Aim of the task
Copy nothing but the part that opens with the line containing "Generate a component" and closes with the line containing "const footerLinks = ['Openbare". Do not include pictures.
Start
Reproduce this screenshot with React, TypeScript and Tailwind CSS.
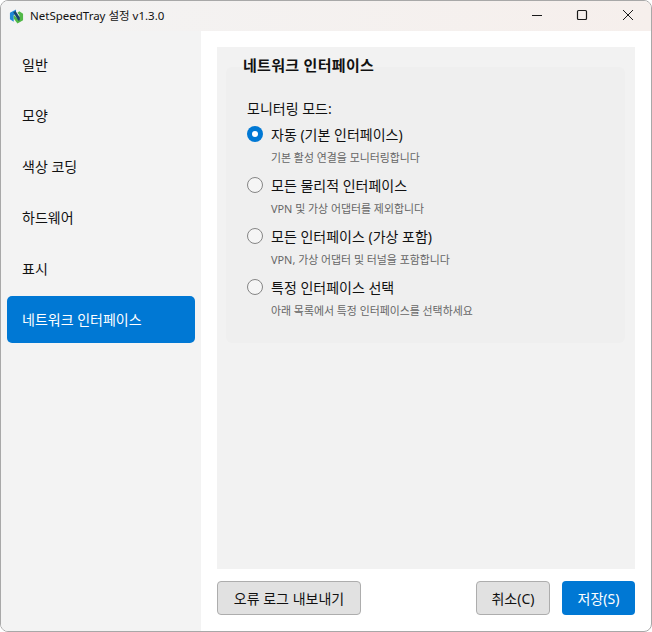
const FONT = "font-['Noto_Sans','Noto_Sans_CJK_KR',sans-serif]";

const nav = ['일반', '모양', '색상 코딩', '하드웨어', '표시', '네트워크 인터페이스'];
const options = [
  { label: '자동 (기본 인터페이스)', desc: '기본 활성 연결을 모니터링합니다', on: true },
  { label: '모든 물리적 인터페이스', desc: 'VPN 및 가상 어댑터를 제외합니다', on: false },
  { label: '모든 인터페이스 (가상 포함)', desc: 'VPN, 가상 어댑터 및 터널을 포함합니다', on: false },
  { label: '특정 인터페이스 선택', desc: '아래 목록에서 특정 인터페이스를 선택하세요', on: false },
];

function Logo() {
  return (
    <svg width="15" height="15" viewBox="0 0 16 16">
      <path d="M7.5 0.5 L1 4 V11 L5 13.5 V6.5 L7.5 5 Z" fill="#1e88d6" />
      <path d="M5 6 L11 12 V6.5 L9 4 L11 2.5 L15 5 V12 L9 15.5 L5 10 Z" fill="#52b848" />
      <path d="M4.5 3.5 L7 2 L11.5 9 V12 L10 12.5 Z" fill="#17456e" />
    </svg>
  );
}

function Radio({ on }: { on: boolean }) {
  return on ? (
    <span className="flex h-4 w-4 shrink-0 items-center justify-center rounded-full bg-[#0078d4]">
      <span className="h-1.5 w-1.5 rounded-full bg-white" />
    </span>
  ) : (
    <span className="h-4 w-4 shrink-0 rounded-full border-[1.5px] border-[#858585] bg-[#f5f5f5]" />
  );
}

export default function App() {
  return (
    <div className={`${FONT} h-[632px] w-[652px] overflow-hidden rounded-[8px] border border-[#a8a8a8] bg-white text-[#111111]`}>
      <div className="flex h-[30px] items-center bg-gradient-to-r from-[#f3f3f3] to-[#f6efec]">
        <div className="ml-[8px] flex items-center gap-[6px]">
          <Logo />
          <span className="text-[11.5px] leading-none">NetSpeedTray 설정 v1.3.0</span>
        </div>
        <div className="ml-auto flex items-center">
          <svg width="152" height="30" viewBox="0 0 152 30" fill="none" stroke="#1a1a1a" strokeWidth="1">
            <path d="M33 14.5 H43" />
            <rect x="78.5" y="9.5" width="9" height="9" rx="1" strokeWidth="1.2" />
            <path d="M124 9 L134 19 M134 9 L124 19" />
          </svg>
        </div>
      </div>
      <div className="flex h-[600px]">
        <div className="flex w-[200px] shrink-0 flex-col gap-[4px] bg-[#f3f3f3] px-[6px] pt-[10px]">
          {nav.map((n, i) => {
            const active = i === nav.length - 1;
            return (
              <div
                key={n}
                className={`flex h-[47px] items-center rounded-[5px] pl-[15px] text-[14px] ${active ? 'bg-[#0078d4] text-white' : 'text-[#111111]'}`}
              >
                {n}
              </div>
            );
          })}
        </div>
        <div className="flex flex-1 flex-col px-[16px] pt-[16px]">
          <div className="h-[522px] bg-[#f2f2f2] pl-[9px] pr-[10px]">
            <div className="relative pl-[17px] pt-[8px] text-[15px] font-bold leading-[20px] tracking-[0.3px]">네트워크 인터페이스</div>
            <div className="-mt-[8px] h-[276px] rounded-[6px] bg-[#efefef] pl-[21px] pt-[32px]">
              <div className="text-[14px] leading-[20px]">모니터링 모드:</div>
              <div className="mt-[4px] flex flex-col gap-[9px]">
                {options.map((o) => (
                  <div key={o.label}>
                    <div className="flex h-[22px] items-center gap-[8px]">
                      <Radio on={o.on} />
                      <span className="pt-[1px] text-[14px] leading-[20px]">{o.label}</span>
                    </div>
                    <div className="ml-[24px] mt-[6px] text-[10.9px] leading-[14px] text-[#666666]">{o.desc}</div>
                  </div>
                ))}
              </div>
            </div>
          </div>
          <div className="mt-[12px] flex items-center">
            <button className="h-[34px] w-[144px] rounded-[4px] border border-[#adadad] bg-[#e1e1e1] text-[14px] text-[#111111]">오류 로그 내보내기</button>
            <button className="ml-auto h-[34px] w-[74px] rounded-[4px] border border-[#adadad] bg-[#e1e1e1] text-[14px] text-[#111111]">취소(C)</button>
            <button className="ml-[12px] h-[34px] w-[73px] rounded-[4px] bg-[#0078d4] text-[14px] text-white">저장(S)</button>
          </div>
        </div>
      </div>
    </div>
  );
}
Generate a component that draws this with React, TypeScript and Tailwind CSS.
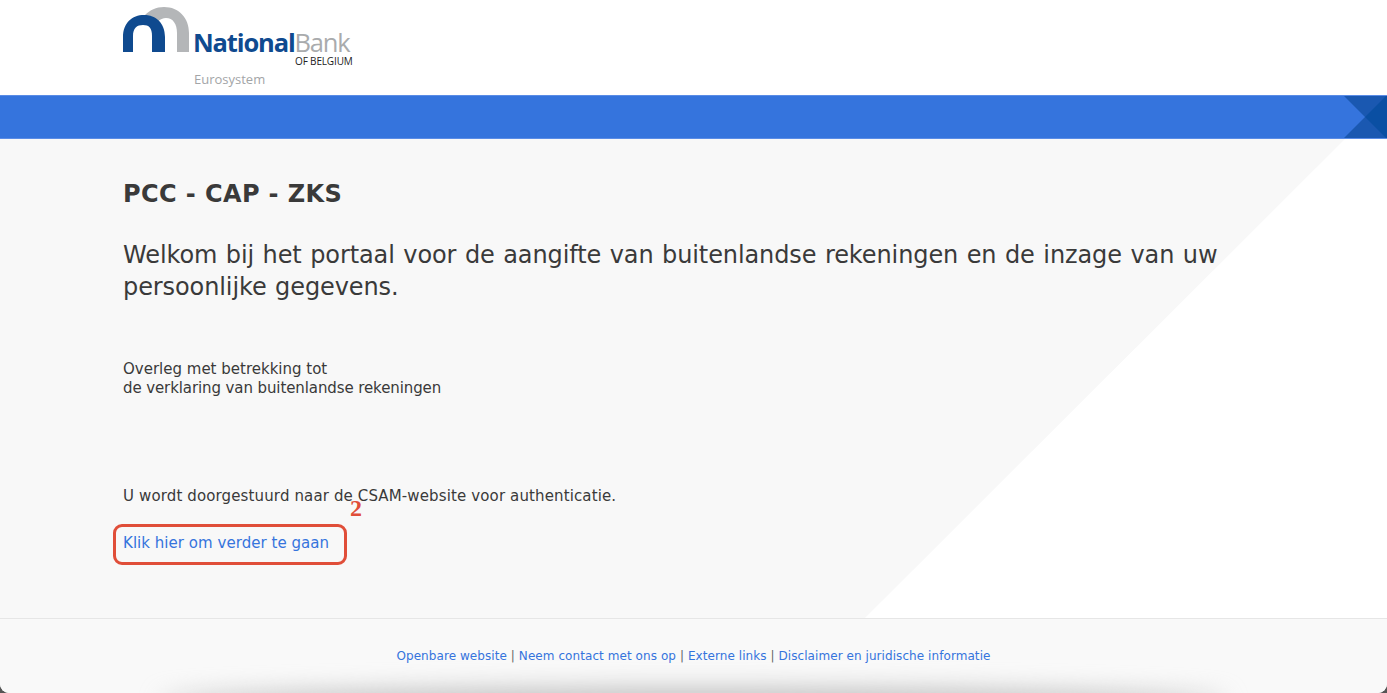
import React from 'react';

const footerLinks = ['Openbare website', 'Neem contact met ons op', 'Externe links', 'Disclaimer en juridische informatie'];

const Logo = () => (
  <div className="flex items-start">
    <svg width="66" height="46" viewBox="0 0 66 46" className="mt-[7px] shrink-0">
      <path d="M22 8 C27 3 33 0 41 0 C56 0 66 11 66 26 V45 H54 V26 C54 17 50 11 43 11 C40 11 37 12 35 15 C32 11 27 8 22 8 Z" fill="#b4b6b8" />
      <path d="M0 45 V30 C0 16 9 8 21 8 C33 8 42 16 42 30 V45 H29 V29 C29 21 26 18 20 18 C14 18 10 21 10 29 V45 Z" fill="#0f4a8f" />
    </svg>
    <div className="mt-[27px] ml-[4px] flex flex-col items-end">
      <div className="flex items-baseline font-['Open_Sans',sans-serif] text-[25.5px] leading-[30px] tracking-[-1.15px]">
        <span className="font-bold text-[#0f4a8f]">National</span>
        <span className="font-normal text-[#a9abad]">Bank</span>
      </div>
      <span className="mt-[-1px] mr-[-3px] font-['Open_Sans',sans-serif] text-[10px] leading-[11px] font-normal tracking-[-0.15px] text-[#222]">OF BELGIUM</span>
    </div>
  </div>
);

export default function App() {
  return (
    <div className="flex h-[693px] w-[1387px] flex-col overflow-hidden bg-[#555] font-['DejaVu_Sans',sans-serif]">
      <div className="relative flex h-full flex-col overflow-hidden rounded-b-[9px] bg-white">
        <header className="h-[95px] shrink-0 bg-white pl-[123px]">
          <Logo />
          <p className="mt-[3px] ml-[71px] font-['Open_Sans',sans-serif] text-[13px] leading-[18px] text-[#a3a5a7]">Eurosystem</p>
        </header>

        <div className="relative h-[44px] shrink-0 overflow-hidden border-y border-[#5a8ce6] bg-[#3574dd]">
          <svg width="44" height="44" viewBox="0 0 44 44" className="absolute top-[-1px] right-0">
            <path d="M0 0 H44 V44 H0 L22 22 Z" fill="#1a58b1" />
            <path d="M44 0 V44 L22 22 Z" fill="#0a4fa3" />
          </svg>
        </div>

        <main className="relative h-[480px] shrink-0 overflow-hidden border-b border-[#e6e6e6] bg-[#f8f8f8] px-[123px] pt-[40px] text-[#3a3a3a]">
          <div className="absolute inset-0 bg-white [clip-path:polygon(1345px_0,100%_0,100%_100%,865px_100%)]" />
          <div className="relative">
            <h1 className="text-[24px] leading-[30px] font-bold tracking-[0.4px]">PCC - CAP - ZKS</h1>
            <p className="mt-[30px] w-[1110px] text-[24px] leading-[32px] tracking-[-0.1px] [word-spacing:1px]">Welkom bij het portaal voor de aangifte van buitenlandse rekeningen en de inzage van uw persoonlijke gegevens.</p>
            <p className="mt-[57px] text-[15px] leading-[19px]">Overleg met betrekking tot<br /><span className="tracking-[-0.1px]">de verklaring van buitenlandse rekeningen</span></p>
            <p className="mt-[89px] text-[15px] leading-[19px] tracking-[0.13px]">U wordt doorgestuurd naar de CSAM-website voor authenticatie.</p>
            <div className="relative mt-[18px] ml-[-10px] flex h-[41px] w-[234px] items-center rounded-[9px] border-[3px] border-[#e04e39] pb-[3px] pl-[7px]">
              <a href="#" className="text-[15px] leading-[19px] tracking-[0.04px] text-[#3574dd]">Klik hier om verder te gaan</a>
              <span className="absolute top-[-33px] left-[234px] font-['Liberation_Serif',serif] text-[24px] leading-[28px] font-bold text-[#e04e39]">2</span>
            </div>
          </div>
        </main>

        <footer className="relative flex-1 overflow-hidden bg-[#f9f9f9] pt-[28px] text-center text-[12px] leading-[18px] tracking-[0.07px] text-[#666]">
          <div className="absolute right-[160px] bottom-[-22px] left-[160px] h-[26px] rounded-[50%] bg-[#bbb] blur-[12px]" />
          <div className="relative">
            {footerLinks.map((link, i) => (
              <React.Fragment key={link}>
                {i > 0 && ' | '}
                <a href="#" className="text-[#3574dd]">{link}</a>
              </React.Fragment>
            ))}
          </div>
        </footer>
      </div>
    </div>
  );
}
End
Task response
Generate a component that draws this with React, TypeScript and Tailwind CSS.
import React from 'react';

const footerLinks = ['Openbare website', 'Neem contact met ons op', 'Externe links', 'Disclaimer en juridische informatie'];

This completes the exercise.